5. x.equals(null) must return false.
(All of the above assume that x, y and z are all non-null)

And the one you are almost certainly violating is Rule number 2 - symmetry; and the fact of the matter is, it is a basic problem of equals() when used in hierarchies.
As Josh Bloch puts it: "there is no way to extend an instantiable class and add a value component while preserving the equals() contract" (EJv2 p.38).

Some people think you can get around the problem by simply using getClass() instead of instanceof and have all inter-class comparisons return false; but in fact all that does is violate another rule: the Liskov Substitution Principle, which manifests itself a bit more subtlely.

One option that JB suggests is to use composition instead of inheritance, and add a 'view' method to the composite, but I'm not sure if even that will help in your case.
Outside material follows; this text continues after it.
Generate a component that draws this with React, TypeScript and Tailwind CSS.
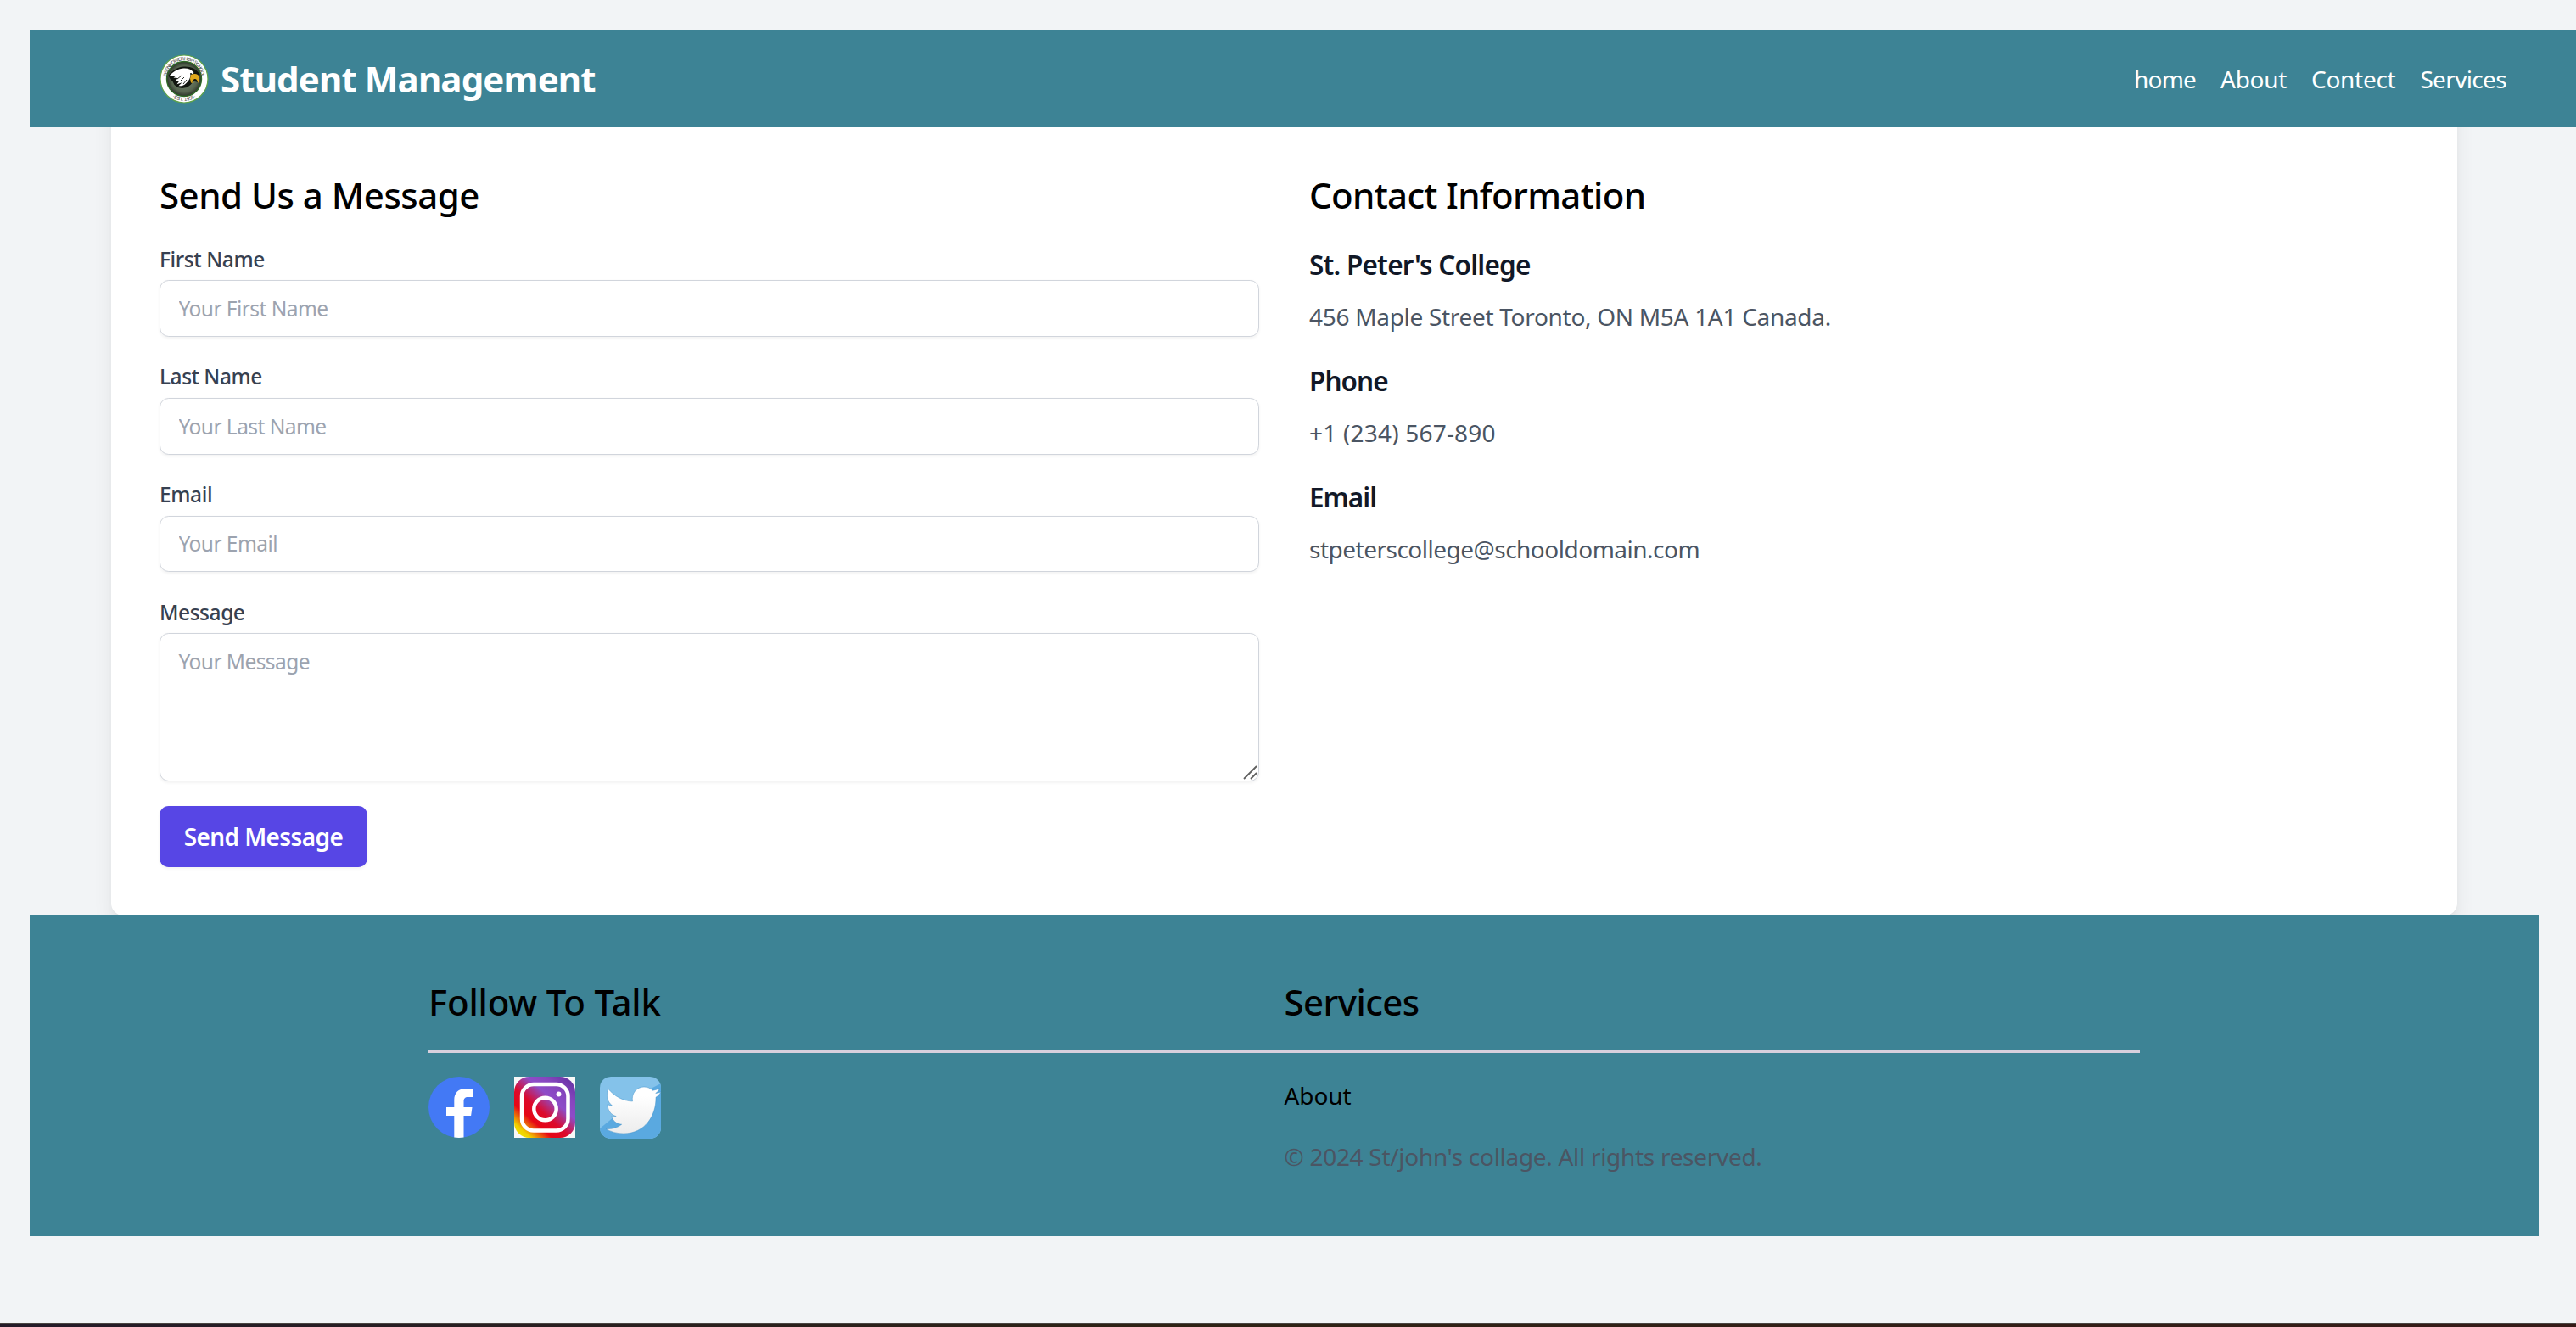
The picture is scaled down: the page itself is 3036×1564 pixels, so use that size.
const inputClass =
  "block h-[66.6px] w-full rounded-[10.8px] border border-gray-300 bg-white px-[21.5px] text-[24.5px] tracking-[-0.55px] text-gray-700 shadow-[0_1.8px_3.6px_rgba(0,0,0,0.05)] outline-none placeholder:text-[#9ca3af]";
const labelClass = "mb-[6.5px] block pt-[0.5px] text-[24.5px] leading-[36px] font-medium text-[#374151]";
const infoHeadingClass = "mb-[14px] text-[31.5px] leading-[50px] font-semibold text-[#111827]";

function EagleLogo() {
  return (
    <svg className="size-[58px] shrink-0" viewBox="0 0 58 58">
      <defs>
        <radialGradient id="crest">
          <stop offset="0.3" stopColor="#6f7f6a" />
          <stop offset="0.75" stopColor="#56654f" />
          <stop offset="1" stopColor="#2c332a" />
        </radialGradient>
        <path id="arcTop" d="M8.6 29a20.4 20.4 0 0 1 40.8 0" />
        <path id="arcBottom" d="M4.6 29a24.4 24.4 0 0 0 48.8 0" />
      </defs>
      <circle cx="29" cy="29" r="28" fill="#fff" stroke="#5fa348" strokeWidth="1.2" />
      <circle cx="29" cy="29" r="20.500" fill="url(#crest)" stroke="#2f6a27" strokeWidth="1.4" />
      <text fontFamily="Liberation Sans" fontSize="5.6" fill="#333" transform="translate(0 -1.6)">
        <textPath href="#arcTop" startOffset="50%" textAnchor="middle" textLength="62">EISENHOWER HIGH SCHOOL</textPath>
      </text>
      <text fontFamily="Liberation Sans" fontSize="5.6" fill="#333" transform="translate(0 1.6)">
        <textPath href="#arcBottom" startOffset="50%" textAnchor="middle">·EST. 1959·</textPath>
      </text>
      <path
        d="M10.500 25c4-6 11-10 18-10.500 8-.6 15 2.500 19 9L45 33l-4.500-1.500-4 4.500-4 3-6 1-5-1-4-3-2-4-3-3Z"
        fill="#11150f"
      />
      <path
        d="M11.500 25.500c5-6 11-8.500 17-9 5-.3 9.500 1.500 12 5.500l-4 2c0 4-2 7-5 10-3 3-6 3.500-9 3.300l4-4-6 2 3-4.300-5 1 3-4-5-.5 3-2.300Z"
        fill="#fff"
      />
      <path d="m21 29 5-4M24 32l5-5M28 35l4-5" stroke="#11150f" strokeWidth="0.900" />
      <path d="M37 24c4-2 9-1.500 10 3 .5 3-.6 5-2 7 0-3-1-5-4-5l-3 3 3 2-4-.5-1-5Z" fill="#e0a81c" />
      <circle cx="37" cy="23" r="1" fill="#11150f" />
    </svg>
  );
}

function Facebook() {
  return (
    <svg className="size-[72px]" viewBox="0 0 72 72">
      <circle cx="36" cy="36" r="36" fill="#4379f5" />
      <path
        d="M30.300 71.500V46H21V36h9.300v-8.500C30.300 19 35.500 14 43.500 14c3 0 6 .2 8.500.4V24h-5.500c-3.500 0-5 2-5 5v7h10l-1.400 10h-8.600v25.500a36 36 0 0 1-11.200 0Z"
        fill="#fff"
      />
    </svg>
  );
}

function Instagram() {
  return (
    <svg className="size-[72px]" viewBox="0 0 72 72">
      <defs>
        <linearGradient id="insta" x1="0.07" y1="0.95" x2="0.87" y2="0.04">
          <stop offset="0" stopColor="#f0e000" />
          <stop offset="0.08" stopColor="#f0d000" />
          <stop offset="0.27" stopColor="#e60614" />
          <stop offset="0.44" stopColor="#dc0a2c" />
          <stop offset="0.66" stopColor="#8e4cc8" />
          <stop offset="0.82" stopColor="#8646be" />
          <stop offset="1" stopColor="#6c36a8" />
        </linearGradient>
      </defs>
      <path fill="#f8f8f8" d="M0 0h72v72H0z" />
      <rect width="72" height="72" rx="18" fill="url(#insta)" />
      <rect x="9" y="9" width="54.500" height="54.500" rx="14" fill="none" stroke="#fff" strokeWidth="4.500" />
      <circle cx="36.500" cy="38" r="13.200" fill="none" stroke="#fff" strokeWidth="4.500" />
      <circle cx="52.500" cy="20.500" r="2.900" fill="#fff" />
    </svg>
  );
}

function Twitter() {
  return (
    <svg className="h-[73px] w-[72px]" viewBox="0 0 72 73">
      <defs>
        <clipPath id="tile">
          <rect width="72" height="73" rx="13" />
        </clipPath>
        <linearGradient id="bird" x1="0" y1="0" x2="0" y2="1">
          <stop offset="0.2" stopColor="#fff" />
          <stop offset="1" stopColor="#ececec" />
        </linearGradient>
      </defs>
      <g clipPath="url(#tile)">
        <path fill="#84c2ea" d="M0 0h72v73H0z" />
        <path fill="#5aa9e0" d="M72 8 54 17 0 61v12h72Z" />
        <path
          d="M10 14.500C17 23 27 28.500 38.500 29 37 20 43 12 52 12c4.500 0 7.500 1.600 10.500 4.300 3-.5 5.500-1.500 8-2.800-.8 2.500-2.500 4.500-4.800 6 2.200-.2 4.300-.8 6.300-1.600-1.500 2.600-3.500 4.700-6 6.300C66.500 46 53 67 28 67c-8 0-15-2-21-5.600 7 .6 13.500-1.200 18.700-5.200-6-.4-10.200-4-12-9.600h5.500C13 45 9.300 40 9 32.500c1.700 1 3.500 1.500 5.500 1.600C8.500 29.500 7 21.500 10 14.500Z"
          fill="url(#bird)"
          stroke="#3f8fc8"
          strokeOpacity="0.500"
          strokeWidth="0.900"
        />
      </g>
    </svg>
  );
}

function Header() {
  return (
    <header className="relative z-10 ml-[35px] flex h-[115px] items-center justify-between bg-[#3d8395] pr-[82px] pl-[153px] text-white">
      <div className="flex items-center">
        <EagleLogo />
        <span className="ml-[14px] text-[42px] font-bold tracking-[-0.86px]">Student Management</span>
      </div>
      <nav className="flex gap-[29px] text-[28px]">
        <a className="tracking-[-0.8px]">home</a>
        <a className="tracking-[-0.3px]">About</a>
        <a className="tracking-[-0.3px]">Contect</a>
        <a className="tracking-[-0.65px]">Services</a>
      </nav>
    </header>
  );
}

function MessageForm() {
  return (
    <section>
      <h2 className="mb-[28.4px] text-[42px] leading-[58px] font-medium tracking-[-0.5px] text-black">Send Us a Message</h2>
      <form className="flex flex-col gap-[29px]">
        <div>
          <label className={`${labelClass} tracking-[-0.4px]`}>First Name</label>
          <input className={inputClass} placeholder="Your First Name" />
        </div>
        <div>
          <label className={`${labelClass} tracking-[-0.48px]`}>Last Name</label>
          <input className={inputClass} placeholder="Your Last Name" />
        </div>
        <div>
          <label className={`${labelClass} tracking-[-0.4px]`}>Email</label>
          <input className={inputClass} placeholder="Your Email" />
        </div>
        <div className="relative">
          <label className={`${labelClass} tracking-[-0.45px]`}>Message</label>
          <textarea
            className="block h-[175px] w-full resize-none rounded-[10.8px] border border-gray-300 bg-white px-[21.5px] py-[14.500px] text-[24.5px] leading-[36px] tracking-[-0.57px] text-gray-700 shadow-[0_1.8px_3.6px_rgba(0,0,0,0.05)] outline-none placeholder:text-[#9ca3af]"
            placeholder="Your Message"
          />
          <svg className="absolute right-[2px] bottom-[2px] size-[17px]" viewBox="0 0 17 17">
            <path d="M1 16 16 1M9 16l7-7" stroke="#606060" strokeWidth="1.800" />
          </svg>
        </div>
        <button
          type="button"
          className="h-[72px] w-[245px] rounded-[10.8px] bg-[#5746e5] text-[28px] font-semibold tracking-[-0.6px] whitespace-nowrap text-white shadow-[0_1.8px_3.6px_rgba(0,0,0,0.05)]"
        >
          Send Message
        </button>
      </form>
    </section>
  );
}

function ContactInfo() {
  return (
    <section>
      <h2 className="mb-[28.4px] text-[42px] leading-[58px] font-medium tracking-[-0.68px] text-black">Contact Information</h2>
      <div className="flex flex-col gap-[28.8px] text-[28px] leading-[44px] text-[#4b5563]">
        <div>
          <h3 className={`${infoHeadingClass} tracking-[-0.78px]`}>St. Peter's College</h3>
          <p className="tracking-[-0.3px]">456 Maple Street Toronto, ON M5A 1A1 Canada.</p>
        </div>
        <div>
          <h3 className={`${infoHeadingClass} tracking-[-0.95px]`}>Phone</h3>
          <p className="tracking-[0.2px]">+1 (234) 567-890</p>
        </div>
        <div>
          <h3 className={`${infoHeadingClass} tracking-[-1px]`}>Email</h3>
          <p className="tracking-[-0.5px]">stpeterscollege@schooldomain.com</p>
        </div>
      </div>
    </section>
  );
}

function Footer() {
  return (
    <footer className="relative z-10 mr-[44px] ml-[35px] h-[378px] bg-[#3d8395] pt-[72px]">
      <div className="mx-auto w-[2017px] text-black">
        <div className="grid grid-cols-2 border-b-[3px] border-[#d8d0dd] pt-px pb-[28px] text-[42px] leading-[58px] font-medium">
          <h2 className="tracking-[-0.2px]">Follow To Talk</h2>
          <h2 className="tracking-[-0.55px]">Services</h2>
        </div>
        <div className="mt-[28px] grid grid-cols-2">
          <div className="flex gap-[29px]">
            <Facebook />
            <Instagram />
            <Twitter />
          </div>
          <div className="text-[28px] leading-[44px]">
            <p className="mb-[28px] tracking-[-0.1px]">About</p>
            <p className="tracking-[-0.3px] text-[#4b5563]">© 2024 St/john's collage. All rights reserved.</p>
          </div>
        </div>
      </div>
    </footer>
  );
}

export default function App() {
  return (
    <div className="h-[1564px] w-[3036px] overflow-hidden bg-[#f2f4f6] pt-[35px] font-['Noto_Sans',sans-serif]">
      <Header />
      <main className="mt-[-86px] ml-[131px] grid w-[2765px] grid-cols-2 gap-[59px] rounded-[14.4px] bg-white px-[57px] pt-[137px] pb-[57px] shadow-[0_18px_27px_-5.4px_rgba(0,0,0,0.1),0_7.2px_10.8px_-7.2px_rgba(0,0,0,0.1)]">
        <MessageForm />
        <ContactInfo />
      </main>
      <Footer />
      <div className="mt-[102px] h-[5px] border-t-2 border-[#4a4542] bg-linear-to-r from-[#241a28] via-[#2e2214] via-45% to-[#361a17]" />
    </div>
  );
}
You might want to check it out though.

Winston


Isn't it funny how there's always time and money enough to do it WRONG?
Articles by Winston can be found here
Jeff Verdegan
Bartender

Joined: Jan 03, 2004
Posts: 6109
    
    6

Winston Gutkowski wrote:
Some people think you can get around the problem by simply using getClass() instead of instanceof and have all inter-class comparisons return false; but in fact all that does is violate another rule: the Liskov Substitution Principle, which manifests itself a bit more subtlely.


Though it's rare, there can be cases where an object should only be able to be equal to another object of the same class, and not to an instance of a super or subclass. (And yes, sometimes it's okay to violate LSP, and LSP itself can be interpreted with varying degrees of strictness--to the point where any change to implementation can be argued to violate it.) In this case, use getClass(), not instanceof.

In terms of strictly honoring the equals() contract, the rule is as follows: If any type in a hierarchy uses instanceof, then every one of its subtypes must also use instanceof, and must compare against the same type.
John Vorwald
Ranch Hand

Joined: Sep 26, 2010
Posts: 139
Thank you for the comments.

It seems that "equals" is not what I had in mind, I have in mind a function in the base class that compares the identifier, to determine if the data name/source are the same, independent of the data. It makes sense in the base class to have that functionality in the equals function. But, it doesn't make sense in the derived classes for the reasons given.

Jeff Verdegan
Bartender

Joined: Jan 03, 2004
Posts: 6109
    
    6

John Vorwald wrote:Thank you for the comments.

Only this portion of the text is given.